Sauces described include palm butter soup and several palaver sauces. Of course fufu had to be mentioned. Breakfast was typically yams, sweet potatoes or plantains roasted in ashes. When they are not roasted, they are fried or boiled. She also made mention of a “bread” made with ground and roasted rice and roasted peanuts pounded together (this reminded me of dankwa) and oranges stored in the attic over a fire till their skin becomes dark and black making their juice concentrated.
Several pages of Fatima’s autobiography are dedicated to hairstyle.
“Dressing hair is done by all women in the community. They do their hair mutually and one rarely ever does one’s own hair. it is a long and laborious procedure. One has to lie or sit so long and undergo the combing of the hair.”
Hairstyles include diamond braids which I guess are typical single braids. Also fashionable was to braid the hair over something stiff in a style called the jojo. Hair decorations included using a gold plated feather. This was stuck in the hair to show out after the head was covered with a scarf. A long wooden pin served as decoration for everyday use. Fatima wrote that it could take several days to put hairstyles up and when the hairstyles are done, the Vai woman “takes great care to ensure the style lasts long, even if she has to sleep on her face.” (p 52)
I was excited reading this recipe for a creme used by Vai women that was apparently so effective, it lasted all day (and left perfume on the hands of a colonial stooge after shaking the hands of Vai women)

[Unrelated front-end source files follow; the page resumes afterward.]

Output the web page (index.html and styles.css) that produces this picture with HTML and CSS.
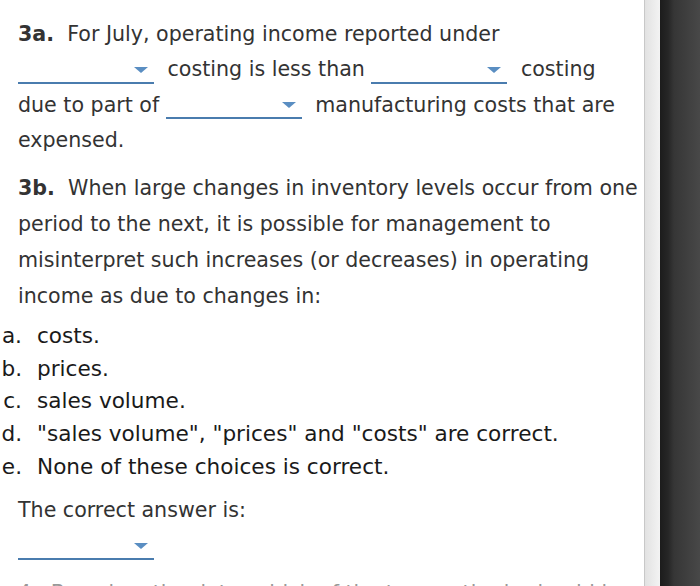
FILE: index.html
```html
<!DOCTYPE html>
<html lang="en">
<head>
<meta charset="utf-8">
<title>Question 3</title>
<link rel="stylesheet" href="styles.css">
</head>
<body>
<div class="frame">
  <main class="content">
    <p class="q q-a"><b class="num">3a.</b> For July, operating income reported under<br><span class="dd"><span class="caret"></span></span> costing is less than <span class="dd"><span class="caret"></span></span> costing<br>due to part of <span class="dd"><span class="caret"></span></span> manufacturing costs that are<br>expensed.</p>
    <p class="q q-b"><b class="num">3b.</b> When large changes in inventory levels occur from one period to the next, it is possible for management to misinterpret such increases (or decreases) in operating income as due to changes in:</p>
    <ol class="choices">
      <li><span class="lbl">a.</span><span>costs.</span></li>
      <li><span class="lbl">b.</span><span>prices.</span></li>
      <li><span class="lbl">c.</span><span>sales volume.</span></li>
      <li><span class="lbl">d.</span><span>"sales volume", "prices" and "costs" are correct.</span></li>
      <li><span class="lbl">e.</span><span>None of these choices is correct.</span></li>
    </ol>
    <p class="q q-ans">The correct answer is:</p>
    <div class="q ans-line"><span class="dd"><span class="caret"></span></span></div>
    <p class="q q-next">4.&nbsp; Based on the data, which of the two methods should be used for it? Explain.</p>
  </main>
  <div class="gutter"></div>
  <div class="dark"></div>
</div>
</body>
</html>
```

FILE: styles.css
```css
html, body {
  margin: 0;
  padding: 0;
  height: 586px;
  overflow: hidden;
}

body {
  font-family: "DejaVu Sans", Verdana, sans-serif;
  font-size: 20.6px;
  color: #333;
  background: #fff;
}

.frame {
  display: flex;
  height: 586px;
}

.content {
  flex: 1;
  min-width: 0;
  padding-top: 16.5px;
  background: #fff;
}

.q {
  margin: 0 0 12.7px;
  padding-left: 18px;
  padding-right: 2px;
  line-height: 35.6px;
}

.q-a {
  margin-bottom: 11.5px;
}

.q-b {
  margin-bottom: 5.5px;
  line-height: 36px;
}

.num {
  font-weight: bold;
  margin-right: 0.32em;
}

.dd {
  display: inline-block;
  width: 136px;
  height: 22px;
  box-sizing: border-box;
  margin-right: 7px;
  padding: 5px 6px 0 0;
  border-bottom: 2px solid #4a7cae;
  vertical-align: -7.5px;
}

.caret {
  display: block;
  width: 0;
  height: 0;
  margin-left: auto;
  border-left: 7px solid transparent;
  border-right: 7px solid transparent;
  border-top: 6px solid #5a8ec2;
}

.choices {
  list-style: none;
  margin: 0 0 9px;
  padding: 0;
  font-size: 21.6px;
  line-height: 32.8px;
  color: #1a1a1a;
}

.choices li {
  display: grid;
  grid-template-columns: 22px 1fr;
  column-gap: 15px;
}

.lbl {
  text-align: right;
}

.q-ans {
  margin-bottom: 0;
}

.ans-line {
  margin-bottom: 12px;
}

.q-next {
  color: #999;
}

.gutter {
  width: 15px;
  border-left: 1px solid #c8c8c8;
  background: linear-gradient(to right, #e2e2e2, #f3f3f3);
}

.dark {
  width: 40px;
  background: linear-gradient(to right, #1c1c1c 0, #262626 8px, #363636 14px, #484848 100%);
}
```
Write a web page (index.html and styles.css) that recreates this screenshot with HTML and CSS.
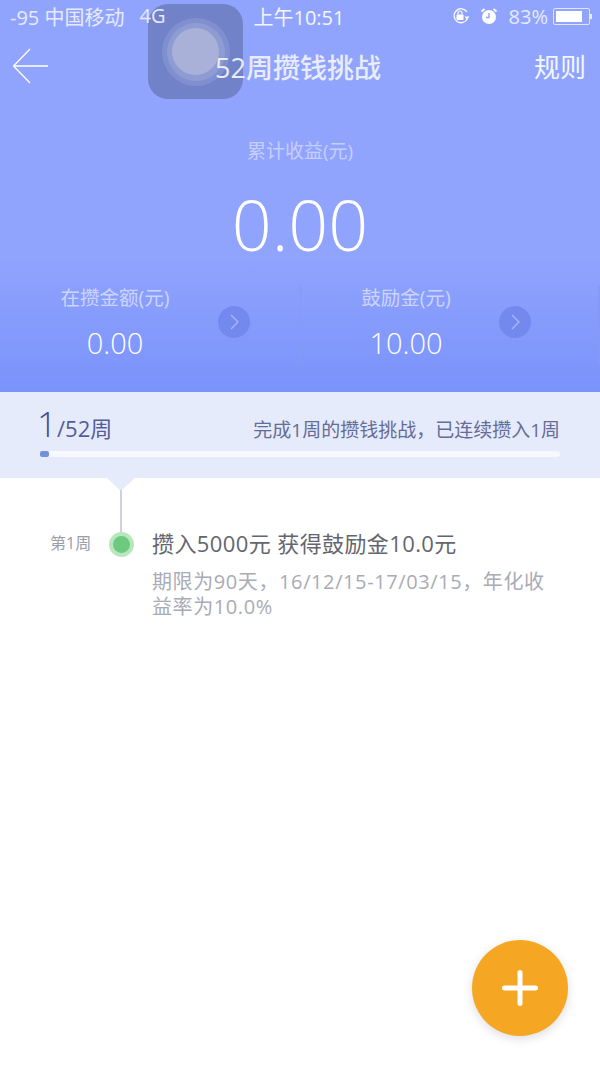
FILE: index.html
```html
<!DOCTYPE html>
<html lang="en">
    <head>
        <meta charset="utf-8" />
        <title>52周攒钱挑战</title>
        <link rel="stylesheet" href="styles.css">
    </head>
    <body>
        <div id="page">
            <div class="hero">
                <!-- touch button sits under the bar texts -->
                <div class="touch-btn">
                    <div class="touch-outer"><div class="touch-mid"><div class="touch-inner"></div></div></div>
                </div>
                <div class="statusbar">
                    <div class="status-left">
                        <span>-95 中国移动</span>
                        <span>4G</span>
                    </div>
                    <div class="status-time">上午10:51</div>
                    <div class="status-right">
                        <svg class="status-icon" viewBox="0 0 20 18">
                            <path d="M16.500 11.500A7 7 0 1 1 16 5" fill="none" stroke="#fff" stroke-width="1.300" />
                            <path d="M13.500 9.500h5l-2.500 3z" fill="#fff" />
                            <rect x="5.500" y="7.500" width="7" height="5.500" rx="1" fill="#fff" />
                            <path d="M7 7.500V6a2 2 0 0 1 4 0v1.500" fill="none" stroke="#fff" stroke-width="1.200" />
                        </svg>
                        <svg class="status-icon" viewBox="0 0 20 18">
                            <circle cx="10" cy="10" r="7" fill="#fff" />
                            <path d="M10 6v4.500H7" fill="none" stroke="#8f9ff0" stroke-width="1.300" />
                            <path d="M2.500 4.500l3-2.500M17.500 4.500l-3-2.500" stroke="#fff" stroke-width="1.800" />
                        </svg>
                        <span class="battery-text">83%</span>
                        <div class="battery"><div class="battery-fill"></div></div>
                        <div class="battery-tip"></div>
                    </div>
                </div>
                <div class="navbar">
                    <svg class="back" viewBox="0 0 36 36">
                        <path d="M36 18H2M18 1L1.500 18L18 35" fill="none" stroke="#fff" stroke-width="1.300" />
                    </svg>
                    <div class="nav-title">52周攒钱挑战</div>
                    <div class="nav-rule">规则</div>
                </div>
                <div class="total-label">累计收益(元)</div>
                <div class="total-value">0.00</div>
                <div class="stats">
                    <div class="stat">
                        <div class="stat-text">
                            <div class="stat-label">在攒金额(元)</div>
                            <div class="stat-value">0.00</div>
                        </div>
                        <div class="stat-arrow">
                            <svg viewBox="0 0 32 32"><path d="M13 9l7 7-7 7" fill="none" stroke="#a9b8fb" stroke-width="1.300" /></svg>
                        </div>
                    </div>
                    <div class="stat stat-second">
                        <div class="stat-text">
                            <div class="stat-label">鼓励金(元)</div>
                            <div class="stat-value">10.00</div>
                        </div>
                        <div class="stat-arrow">
                            <svg viewBox="0 0 32 32"><path d="M13 9l7 7-7 7" fill="none" stroke="#a9b8fb" stroke-width="1.300" /></svg>
                        </div>
                    </div>
                </div>
            </div>

            <div class="progress">
                <div class="progress-top">
                    <div class="progress-count"><span class="progress-num">1</span>/52周</div>
                    <div class="progress-note">完成1周的攒钱挑战，已连续攒入1周</div>
                </div>
                <div class="progress-track"><div class="progress-bar"></div></div>
            </div>

            <div class="timeline">
                <div class="pointer"></div>
                <div class="line"></div>
                <div class="week">
                    <div class="week-name">第1周</div>
                    <div class="week-dot"></div>
                    <div class="week-body">
                        <div class="week-title">攒入5000元 获得鼓励金10.0元</div>
                        <div class="week-desc">期限为90天，16/12/15-17/03/15，年化收益率为10.0%</div>
                    </div>
                </div>
            </div>

            <div class="fab">
                <svg viewBox="0 0 36 36"><path d="M18 2.500V33.500M2.500 18H33.500" stroke="#fff" stroke-width="5" stroke-linecap="round" /></svg>
            </div>
        </div>
    </body>
</html>
```

FILE: styles.css
```css
* {
    box-sizing: border-box;
}
body {
    margin: 0;
    background-color: #fff;
    font-family: "Open Sans", "Noto Sans CJK SC", sans-serif;
}
#page {
    position: relative;
    width: 600px;
    height: 1068px;
    overflow: hidden;
    background-color: #fff;
}
.hero {
    position: relative;
    height: 392px;
    color: #fff;
    background: linear-gradient(#91a4fd 0, #91a4fd 250px, #7a93fb 392px);
}
.statusbar {
    position: relative;
    display: flex;
    align-items: center;
    justify-content: space-between;
    height: 34px;
    padding: 0 8px 2px 10px;
    font-size: 20px;
    color: #e6eaff;
}
.status-left {
    display: flex;
    gap: 15px;
    width: 200px;
    white-space: nowrap;
}
.status-time {
    margin-left: -4px;
    font-size: 20px;
    color: #f4f6ff;
}
.status-right {
    display: flex;
    align-items: center;
    justify-content: flex-end;
    width: 200px;
}
.status-icon {
    width: 20px;
    height: 18px;
    margin-right: 8px;
}
.battery-text {
    margin: 0 5px 0 2px;
}
.battery {
    width: 37px;
    height: 17px;
    padding: 2px;
    border: 1px solid #dfe4ff;
    border-radius: 2px;
}
.battery-fill {
    width: 83%;
    height: 100%;
    background-color: #fff;
}
.battery-tip {
    width: 2px;
    height: 5px;
    background-color: #e6eaff;
}
.navbar {
    position: relative;
    display: flex;
    align-items: center;
    justify-content: space-between;
    height: 64px;
    padding: 0 14px 0 12px;
}
.back {
    width: 36px;
    height: 36px;
}
.nav-title {
    margin-left: 14px;
    font-size: 27px;
    font-weight: 500;
    color: #e9ecfa;
}
.nav-rule {
    font-size: 26px;
    color: #f4f6ff;
}
.total-label {
    margin-top: 39px;
    font-size: 19px;
    line-height: 28px;
    text-align: center;
    color: #c5cffd;
}
.total-value {
    margin-top: 23px;
    font-size: 70px;
    font-weight: 300;
    line-height: 72px;
    text-align: center;
}
.stats {
    display: flex;
    margin-top: 25px;
}
.stat {
    display: flex;
    align-items: center;
    width: 300px;
    height: 78px;
    padding-left: 30px;
}
.stat-second {
    padding-left: 29px;
    border-left: 1px solid #8599f6;
    border-right: 2px solid #8599f6;
}
.stat-text {
    width: 170px;
    text-align: center;
}
.stat-second .stat-text {
    width: 152px;
}
.stat-label {
    font-size: 19.500px;
    line-height: 26px;
    color: #ccd5fe;
}
.stat-value {
    margin-top: 12px;
    font-size: 29px;
    font-weight: 300;
    line-height: 40px;
}
.stat-arrow {
    width: 32px;
    height: 32px;
    margin: -4px 0 0 18px;
    border-radius: 50%;
    background-color: #7389ee;
}
.stat-second .stat-arrow {
    margin-left: 17px;
}
.progress {
    position: relative;
    height: 86px;
    padding: 15px 40px 0;
    background-color: #e5ebfb;
}
.progress-top {
    display: flex;
    align-items: flex-end;
    justify-content: space-between;
    height: 36px;
}
.progress-count {
    font-size: 22px;
    line-height: 30px;
    color: #555d96;
}
.progress-num {
    margin-left: -3px;
    font-size: 35px;
    font-weight: 300;
    color: #434b8a;
}
.progress-note {
    font-size: 19px;
    line-height: 26px;
    color: #656c97;
}
.progress-track {
    height: 6px;
    margin-top: 8px;
    border-radius: 3px;
    background-color: #f6f8fe;
}
.progress-bar {
    width: 9px;
    height: 100%;
    border-radius: 2px;
    background-color: #7590da;
}
.timeline {
    position: relative;
    padding-top: 50px;
}
.pointer {
    position: absolute;
    top: 0;
    left: 107px;
    width: 0;
    height: 0;
    border-left: 14px solid transparent;
    border-right: 14px solid transparent;
    border-top: 13px solid #e5ebfb;
}
.line {
    position: absolute;
    top: 12px;
    left: 120px;
    width: 2px;
    height: 42px;
    background-color: #cfd2de;
}
.week {
    display: flex;
}
.week-name {
    width: 109px;
    padding: 2px 0 0 50px;
    font-size: 16px;
    line-height: 26px;
    color: #9b9ea8;
}
.week-dot {
    width: 25px;
    height: 25px;
    margin-top: 4px;
    border: 4px solid #b7e7bd;
    border-radius: 50%;
    background-color: #6cc97d;
}
.week-body {
    width: 408px;
    margin-left: 18px;
}
.week-title {
    margin-top: -1px;
    font-size: 22px;
    letter-spacing: 0.400px;
    line-height: 32px;
    color: #64666f;
}
.week-desc {
    margin-top: 10px;
    font-size: 20px;
    letter-spacing: 0.600px;
    line-height: 25px;
    color: #a9abb6;
}
.touch-btn {
    position: absolute;
    top: 4px;
    left: 148px;
    display: flex;
    align-items: center;
    justify-content: center;
    width: 95px;
    height: 95px;
    border-radius: 20px;
    background-color: #7282c9;
}
.touch-outer {
    display: flex;
    align-items: center;
    justify-content: center;
    width: 68px;
    height: 68px;
    border-radius: 50%;
    background-color: #808fd0;
}
.touch-mid {
    display: flex;
    align-items: center;
    justify-content: center;
    width: 58px;
    height: 58px;
    border-radius: 50%;
    background-color: #8f9cd4;
}
.touch-inner {
    width: 47px;
    height: 47px;
    border-radius: 50%;
    background-color: #a9b1d9;
}
.fab {
    position: absolute;
    top: 940px;
    left: 472px;
    display: flex;
    align-items: center;
    justify-content: center;
    width: 96px;
    height: 96px;
    border-radius: 50%;
    background-color: #f5a623;
    box-shadow: 0 3px 10px rgba(90, 90, 110, 0.2);
}
.fab svg {
    width: 36px;
    height: 36px;
}
```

“The grease around the kidney of the cow, sheep, or goat is taken, cut into very tiny cubes and placed into a bottle and tightly stopped. Several days later, the juice of some aromatic plant is squeezed into it. Again it is tightly stopped up. Sometimes plam kernel or coconut oil is added, and the whole mixture is placed in the sun every day to allow the grease to melt thoroughly. After several other days, cinnamon and other sweet smelling seeds are added. Every day, when the sun is not very hot, the bottle is placed in the sun. This procedure is continued until all the ingredients have become one, and several months later, the people may then start using it. White clay, found on the shores of streams and swamps, which is often used for whitewashing houses and huts is also sometimes applied” (p 52)
Lipsticks were dark blue and black as well as eyebrow pencils, and teeth were cleaned with charcoal, ashes and rattan. In Vai country, people could be seen brushing their teeth all the time because having bad teen was a bad as being ill. Then regarding baths, Fatima saw “no one in our town who did not take a bath, morning, noon or night.” (p 53). Baths were taken in the kuuwu which was a bathhouse with buckets of water.